SD Anything else interesting or diverting to tell me?
AE There are several different versions (by different cartographers) of the classic Cook's chart of New Zealand showing Banks Peninsula as an island and Stewart Island attached to the mainland. The
Classic Captain Cook Map of NZ
most decorative are by the Italian map-maker Antonio Zatta and the French Cassini family of atlas publishers, illustrated with tiny scenes or vignettes that are sometimes wildly fanciful depictions of New Zealand by someone who is relying on second hand accounts of what NZ and its people were actually like! The most popular map from Cook's voyages has always been the "Bayly" version [shown at right], it's not that decorative (it doesn't even have a decorative title or emblem which are known as cartouche) but all the place names are in English & Maori, it's accessible.

We recommend having a map framed with a warm white mat board and a natural colour timber frame, a wedge shape frame is traditional, or go for a square white frame with a white mat if you have a contemporary interior design. Either way a map will give you decades of enjoyment in a multiplicity of settings as you move house or office over they years which means they are ridiculously great value.
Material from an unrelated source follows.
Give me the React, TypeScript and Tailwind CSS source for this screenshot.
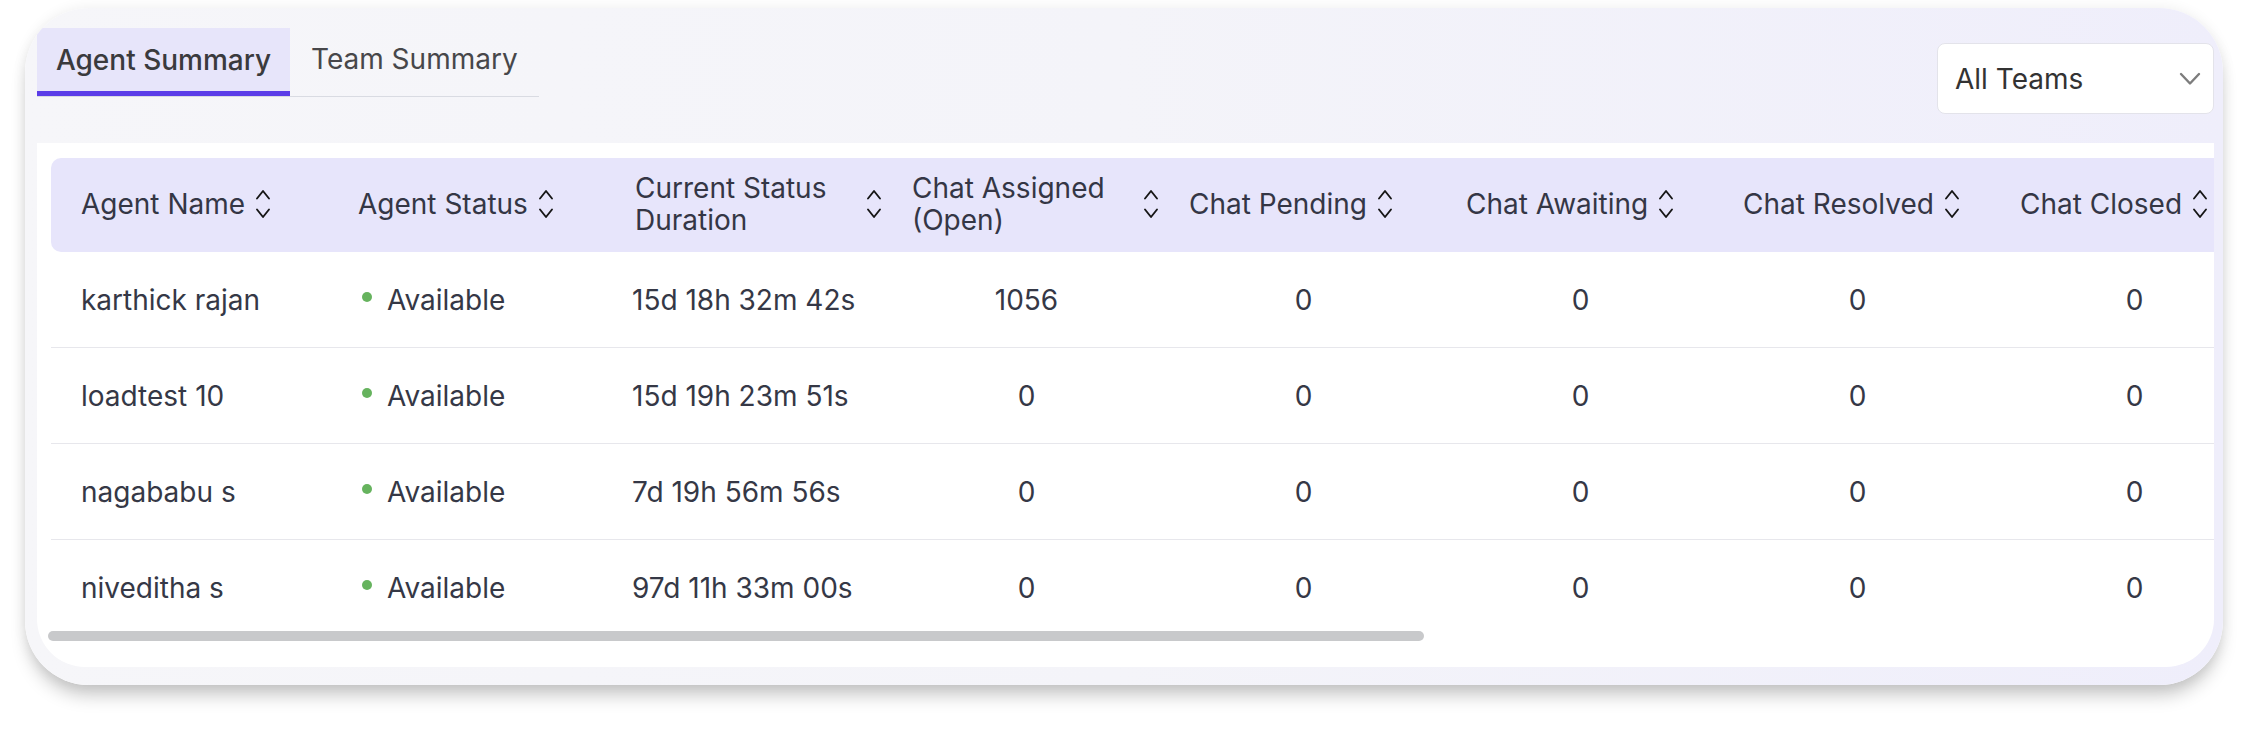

Maps are a very social artwork - they give people something to look at together and chat about for a few minutes! An art work that can help break the ice between people who don't each other well because location and history will either be something they have in common or a starter for ten about where they come from.

Aside from decoration maps are a uniquely functional artwork, you can put a map in a specific space to serve a practical purpose. A detailed map absorbs people's attention for a few minutes while they wait at reception, or by the bar or in the loo!

SD I think this is everything I need! Many many thanks Antony. Will call later if I think of anything else.